CHESTER E. JACKSON, APPELLANT,
v.
JOHN C. TAYLOR, ACTING WARDEN.



Author: Hastie

Before GOODRICH, KALODNER and HASTIE, Circuit Judges.

HASTIE, Circuit Judge.

A general court-martial, convened in Korea on June 8, 1951, found the petitioner, a soldier in the United States Army, and two other soldiers guilty of the premeditated murder of a Korean woman and of an attempt to rape her somewhat earlier the same day. Under military law either death or life imprisonment is the mandatory punishment for premeditated murder. Attempted rape is punishable by imprisonment not to exceed 20 years. See Table of Maximum Punishments, Manufal for Courts-Martial, U.S. 1951, 219, 221. Each of the accused soldiers was sentenced to life imprisonment. The convening authority approved this action, but a board of review, while sustaining the conviction of attempted rape, found the conviction of murder unwarranted and set it aside. With reference to the sentence imposed by the court-martial the board of review ruled as follows:

"By reason of the * * * action herein taken as to the murder specification, the sentences [imposed upon the three soldiers] of confinement at hard labor for life are improper, Under the circumstances in this case, a sentence of dishonorable discharge, total forfeiture and confinement at hard labor for twenty (20) years is appropriate for conviction of an attempt to commit rape."

Procedurally, the board undertook to modify and reduce the life sentence to a sentence of imprisonment for 20 years and order the sentence affirmed as thus modified.United States v. Fowler, et al., 1952, 2 C.M.R. 336. The United States Court of Military Appeals denied a petition for further review. 1952, 1 U.S.C.M.A. 713. It is conceded that no question was raised before that tribunal as to the authority of the board of review to modify the sentence in the manner described above.

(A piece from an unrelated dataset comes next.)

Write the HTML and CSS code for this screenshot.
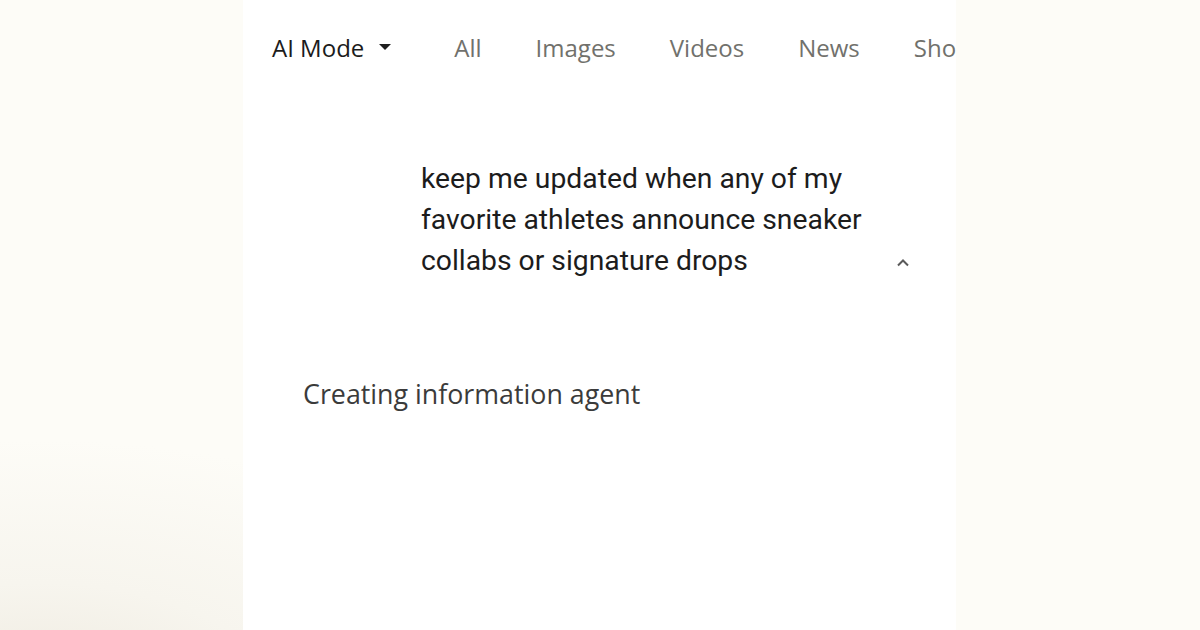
FILE: index.html
```html
<!DOCTYPE html>
<html lang="en">
<head>
    <meta charset="UTF-8">
    <meta name="viewport" content="width=device-width, initial-scale=1.0">
    <title>AI Mode</title>
    <link rel="stylesheet" href="styles.css">
</head>
<body>
    <div id="page">
        <div id="tabs">
            <div class="tab tab-active">
                AI Mode
                <svg class="caret" width="12" height="6" viewBox="0 0 12 6"><path d="M0 0h12L6 6z" fill="#1f1f1f"/></svg>
            </div>
            <div class="tab">All</div>
            <div class="tab">Images</div>
            <div class="tab">Videos</div>
            <div class="tab">News</div>
            <div class="tab">Shopping</div>
        </div>

        <div id="query">
            <div class="query-text">keep me updated when any of my favorite athletes announce sneaker collabs or signature drops</div>
            <svg class="collapse" width="14" height="9" viewBox="0 0 14 9"><path d="M2 7.5l5-5 5 5" fill="none" stroke="#5a5a5a" stroke-width="2"/></svg>
        </div>

        <div id="status">Creating information agent</div>
    </div>
</body>
</html>
```

FILE: styles.css
```css
body {
    margin: 0;
    height: 630px;
    overflow: hidden;
    background: radial-gradient(ellipse 520px 260px at 40px 700px, #eeeadf 0%, #f7f5ee 45%, rgba(253, 252, 247, 0) 100%), #fdfcf7;
    font-family: Roboto, "Liberation Sans", sans-serif;
}

#page {
    margin-left: 243px;
    width: 713px;
    height: 630px;
    background-color: #ffffff;
    overflow: hidden;
}

#tabs {
    display: flex;
    align-items: center;
    gap: 54px;
    padding: 32px 0 0 29px;
    height: 30px;
    white-space: nowrap;
    font-family: "Open Sans", Roboto, sans-serif;
    font-size: 24px;
}

.tab {
    color: #71716c;
    display: flex;
    align-items: center;
    flex-shrink: 0;
}

.tab-active {
    color: #1b1b1b;
    gap: 15px;
    margin-right: 9px;
}

#query {
    display: flex;
    align-items: flex-end;
    margin: 96px 0 0 178px;
    width: 500px;
    font-size: 28.3px;
    line-height: 41px;
    color: #1c1c1c;
}

.query-text {
    width: 465px;
}

.collapse {
    margin: 0 0 14px 10px;
}

#status {
    margin: 94px 0 0 60px;
    font-family: "Open Sans", Roboto, sans-serif;
    font-size: 26.8px;
    color: #3b3b3b;
}
```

To serve this 20 year term petitioner was committed to a federal penitentiary in the Middle District of Pennsylvania. While there confined he has instituted this habeas corpus proceeding in the district court challenging the validity of the modified sentence.

Petitioner does not claim any deprivation of constitutional right. He contends only that under military law the board of review was without authority to change the life sentence to one of 20 years' imprisonment, instead of ordering either a new trial or his release. One of the petitioner's confederates, who had been convicted with him and whose sentence had been reviewed and modified at the same time and in the same way, but who was imprisoned in Indiana, has already successfully urged this contention in the Seventh Circuit. DeCoster v. Madigan, 7 Cir., 1955, 223 F.2d 906. However, in the present case, the district court was not persuaded by the claim of invalid sentencing and, accordingly, denied the petition. Jackson v. Humphrey, 1955, 135 F.Supp. 776. This appeal followed.

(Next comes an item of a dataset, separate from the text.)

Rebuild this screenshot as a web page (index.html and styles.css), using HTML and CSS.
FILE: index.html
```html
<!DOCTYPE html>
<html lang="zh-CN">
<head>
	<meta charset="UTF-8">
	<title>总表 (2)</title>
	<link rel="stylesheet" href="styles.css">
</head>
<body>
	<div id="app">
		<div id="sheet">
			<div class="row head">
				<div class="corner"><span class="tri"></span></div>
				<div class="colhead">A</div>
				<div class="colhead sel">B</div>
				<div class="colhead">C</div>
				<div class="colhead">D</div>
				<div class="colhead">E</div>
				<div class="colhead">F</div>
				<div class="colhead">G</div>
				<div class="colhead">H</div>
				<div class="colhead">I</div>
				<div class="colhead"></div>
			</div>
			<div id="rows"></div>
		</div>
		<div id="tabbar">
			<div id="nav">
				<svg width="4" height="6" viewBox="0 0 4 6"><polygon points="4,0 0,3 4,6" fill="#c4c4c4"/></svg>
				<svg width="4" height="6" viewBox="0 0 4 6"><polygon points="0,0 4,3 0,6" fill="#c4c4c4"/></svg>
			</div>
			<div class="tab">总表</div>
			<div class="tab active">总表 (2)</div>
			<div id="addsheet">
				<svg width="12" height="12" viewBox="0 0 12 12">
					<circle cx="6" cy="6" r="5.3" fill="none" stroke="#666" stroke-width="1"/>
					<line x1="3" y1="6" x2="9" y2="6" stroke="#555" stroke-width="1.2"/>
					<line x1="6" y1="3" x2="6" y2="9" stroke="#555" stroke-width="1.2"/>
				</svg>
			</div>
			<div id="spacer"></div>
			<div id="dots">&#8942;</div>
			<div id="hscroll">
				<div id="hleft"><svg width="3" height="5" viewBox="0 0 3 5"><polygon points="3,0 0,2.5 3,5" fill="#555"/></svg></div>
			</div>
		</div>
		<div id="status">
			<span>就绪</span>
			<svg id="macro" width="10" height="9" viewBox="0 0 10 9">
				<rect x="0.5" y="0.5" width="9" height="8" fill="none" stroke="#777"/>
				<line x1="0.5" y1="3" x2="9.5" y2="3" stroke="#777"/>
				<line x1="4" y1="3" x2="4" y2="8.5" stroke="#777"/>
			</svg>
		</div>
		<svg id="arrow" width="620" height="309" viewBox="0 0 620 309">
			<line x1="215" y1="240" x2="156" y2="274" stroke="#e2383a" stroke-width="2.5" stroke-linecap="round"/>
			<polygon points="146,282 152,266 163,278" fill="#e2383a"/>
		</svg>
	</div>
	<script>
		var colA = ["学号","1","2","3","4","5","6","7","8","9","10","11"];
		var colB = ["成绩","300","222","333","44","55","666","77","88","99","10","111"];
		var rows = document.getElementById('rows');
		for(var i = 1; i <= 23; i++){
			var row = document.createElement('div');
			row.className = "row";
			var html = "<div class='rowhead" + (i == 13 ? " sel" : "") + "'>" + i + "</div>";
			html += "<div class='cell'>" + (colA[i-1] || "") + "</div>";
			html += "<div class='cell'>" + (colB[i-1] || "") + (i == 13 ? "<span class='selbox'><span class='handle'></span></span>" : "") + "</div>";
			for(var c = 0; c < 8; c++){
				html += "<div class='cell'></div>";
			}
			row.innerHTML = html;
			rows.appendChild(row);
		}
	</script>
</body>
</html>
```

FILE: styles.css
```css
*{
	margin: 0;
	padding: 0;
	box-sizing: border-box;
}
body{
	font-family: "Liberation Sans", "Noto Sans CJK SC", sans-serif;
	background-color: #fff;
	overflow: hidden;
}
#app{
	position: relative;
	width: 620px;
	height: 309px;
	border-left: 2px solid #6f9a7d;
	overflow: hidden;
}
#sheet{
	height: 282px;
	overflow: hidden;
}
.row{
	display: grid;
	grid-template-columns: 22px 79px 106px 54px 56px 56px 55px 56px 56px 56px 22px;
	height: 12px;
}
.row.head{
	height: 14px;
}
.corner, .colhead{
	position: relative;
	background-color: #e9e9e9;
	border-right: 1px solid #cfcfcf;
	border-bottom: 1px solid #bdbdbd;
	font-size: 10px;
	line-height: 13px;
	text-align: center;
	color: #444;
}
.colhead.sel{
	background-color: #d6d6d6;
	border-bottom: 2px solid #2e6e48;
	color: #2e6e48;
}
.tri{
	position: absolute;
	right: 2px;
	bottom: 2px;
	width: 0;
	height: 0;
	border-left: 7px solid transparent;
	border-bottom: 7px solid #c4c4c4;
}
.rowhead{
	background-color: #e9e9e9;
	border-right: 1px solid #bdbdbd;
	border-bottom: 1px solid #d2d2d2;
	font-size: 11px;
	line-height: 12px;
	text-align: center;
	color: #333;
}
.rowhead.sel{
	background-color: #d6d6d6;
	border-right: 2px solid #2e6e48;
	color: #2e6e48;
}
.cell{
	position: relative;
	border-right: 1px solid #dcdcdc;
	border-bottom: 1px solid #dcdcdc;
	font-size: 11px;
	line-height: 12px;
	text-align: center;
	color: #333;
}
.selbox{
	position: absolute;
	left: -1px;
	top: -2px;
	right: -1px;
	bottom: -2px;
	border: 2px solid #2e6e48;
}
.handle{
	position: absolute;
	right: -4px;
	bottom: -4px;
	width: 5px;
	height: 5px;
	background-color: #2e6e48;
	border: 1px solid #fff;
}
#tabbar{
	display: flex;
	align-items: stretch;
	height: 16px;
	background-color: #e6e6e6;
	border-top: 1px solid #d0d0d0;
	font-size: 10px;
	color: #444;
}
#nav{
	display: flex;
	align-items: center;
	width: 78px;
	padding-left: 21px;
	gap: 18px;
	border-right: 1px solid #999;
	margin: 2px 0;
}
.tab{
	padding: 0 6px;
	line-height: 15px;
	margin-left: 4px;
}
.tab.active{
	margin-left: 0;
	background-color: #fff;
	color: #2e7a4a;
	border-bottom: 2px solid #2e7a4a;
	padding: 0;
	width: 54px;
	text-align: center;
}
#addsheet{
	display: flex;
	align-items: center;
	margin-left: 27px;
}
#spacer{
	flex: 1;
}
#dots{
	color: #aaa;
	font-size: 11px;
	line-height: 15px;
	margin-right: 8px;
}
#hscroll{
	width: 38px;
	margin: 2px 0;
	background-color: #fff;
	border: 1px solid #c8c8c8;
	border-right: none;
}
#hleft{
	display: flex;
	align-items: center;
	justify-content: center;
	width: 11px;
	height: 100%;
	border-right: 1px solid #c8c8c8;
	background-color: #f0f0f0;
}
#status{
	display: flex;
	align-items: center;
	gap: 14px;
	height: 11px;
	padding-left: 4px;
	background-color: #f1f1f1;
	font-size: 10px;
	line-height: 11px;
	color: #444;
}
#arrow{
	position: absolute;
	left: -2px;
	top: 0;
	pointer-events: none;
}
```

As stated above, the question of the reviewing board's resentencing power under military law, now raised by petition for habeas corpus, was not raised by the petitioner before the Court of Military Appeals when he asked that court to review the action of the board of review. Therefore, the government argues that the issue should not be considered now for the first time on habeas corpus.Cf. Burns v. Wilson, 1953, 346 U.S. 137, 73 S. Ct. 1045, 97 L. Ed. 1508. But, believing the district court reached the correct conclusion on the merits, we shall not decide whether the same result could properly have been reached by denying the propriety of habeas corpus as a remedy in the circumstances in this case. Compare the reasoning of the concurring opinion in United States ex rel. Auld v. Warden of New Jersey State Penitentiary, 3 Cir., 1951, 187 F.2d 615, 620.

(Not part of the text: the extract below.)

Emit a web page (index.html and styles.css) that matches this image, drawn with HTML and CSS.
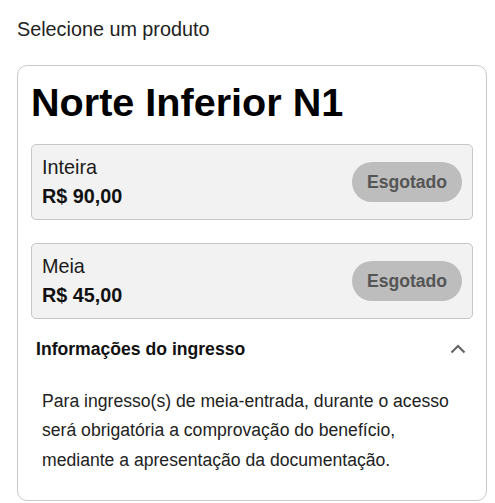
FILE: index.html
```html
<!DOCTYPE html>
<html lang="pt-BR">
<head>
<meta charset="utf-8">
<title>Selecione um produto</title>
<link rel="stylesheet" href="styles.css">
</head>
<body>
<div class="page">
  <h2 class="page-title">Selecione um produto</h2>
  <section class="card">
    <h1 class="card-title">Norte Inferior N1</h1>
    <div class="tickets">
      <div class="ticket">
        <div class="ticket-info">
          <div class="ticket-name">Inteira</div>
          <div class="ticket-price">R$ 90,00</div>
        </div>
        <button class="btn-soldout" disabled>Esgotado</button>
      </div>
      <div class="ticket">
        <div class="ticket-info">
          <div class="ticket-name">Meia</div>
          <div class="ticket-price">R$ 45,00</div>
        </div>
        <button class="btn-soldout" disabled>Esgotado</button>
      </div>
    </div>
    <div class="info">
      <div class="info-header">
        <span class="info-title">Informações do ingresso</span>
        <svg class="chevron" width="16" height="10" viewBox="0 0 16 10" aria-hidden="true">
          <path d="M1.5 8.5 L8 2 L14.5 8.5" fill="none" stroke="#666" stroke-width="2.2"/>
        </svg>
      </div>
      <p class="info-text">Para ingresso(s) de meia-entrada, durante o acesso será obrigatória a comprovação do benefício, mediante a apresentação da documentação.</p>
    </div>
  </section>
</div>
</body>
</html>
```
FILE: styles.css
```css
html, body {
  margin: 0;
  padding: 0;
  background: #ffffff;
}
body {
  font-family: "Liberation Sans", Arial, sans-serif;
  color: #111;
}
.page {
  padding: 18px 8px 0 17px;
}
.page-title {
  margin: 0 0 23px;
  font-size: 19.8px;
  font-weight: normal;
  line-height: 1.2;
  color: #222;
}
.card {
  border: 1px solid #c9c9c9;
  border-radius: 10px;
  padding: 13px 13px 13px;
}
.card-title {
  margin: 0 0 18px;
  font-size: 39.6px;
  font-weight: bold;
  line-height: 1.2;
  color: #000;
}
.tickets {
  display: flex;
  flex-direction: column;
  gap: 23px;
}
.ticket {
  display: flex;
  align-items: center;
  justify-content: space-between;
  background: #f2f2f2;
  border: 1px solid #c6c6c6;
  border-radius: 5px;
  padding: 8px 10px;
}
.ticket-name {
  font-size: 19.8px;
  line-height: 29px;
  color: #1a1a1a;
}
.ticket-price {
  font-size: 19.8px;
  line-height: 29px;
  font-weight: bold;
  color: #111;
}
.btn-soldout {
  font-family: "Liberation Sans", Arial, sans-serif;
  font-size: 17.6px;
  font-weight: bold;
  color: #555;
  background: #bdbdbd;
  border: none;
  border-radius: 20px;
  height: 40px;
  width: 110px;
  padding: 0;
}
.info-header {
  display: flex;
  align-items: center;
  justify-content: space-between;
  padding: 17px 7px 18px 5px;
  line-height: 26.4px;
}
.info-title {
  font-size: 17.6px;
  font-weight: bold;
  color: #111;
}
.chevron {
  display: block;
}
.info-text {
  margin: 0;
  padding: 6px 11px 12px;
  font-size: 17.6px;
  line-height: 29.6px;
  color: #222;
}
```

The appropriate procedures on review and the powers of the reviewing authorities in this case are prescribed by the Uniform Code of Military Justice, 50 U.S.C.A. c. 22, which became effective on May 31, 1951. Article 66(c) of that code confers and defines the power of a board of review as follows:

"In a case referred to it, the board of review shall act only with respect to the findings and sentence as approved by the convening authority. It shall affirm only such findings of guilty, and the sentence or such part or amount of the sentence, as it finds correct in law and fact and determines, on the basis of the entire record, should be approved. * * *" 64 Stat. 128, 50 U.S.C.A. § 653(c).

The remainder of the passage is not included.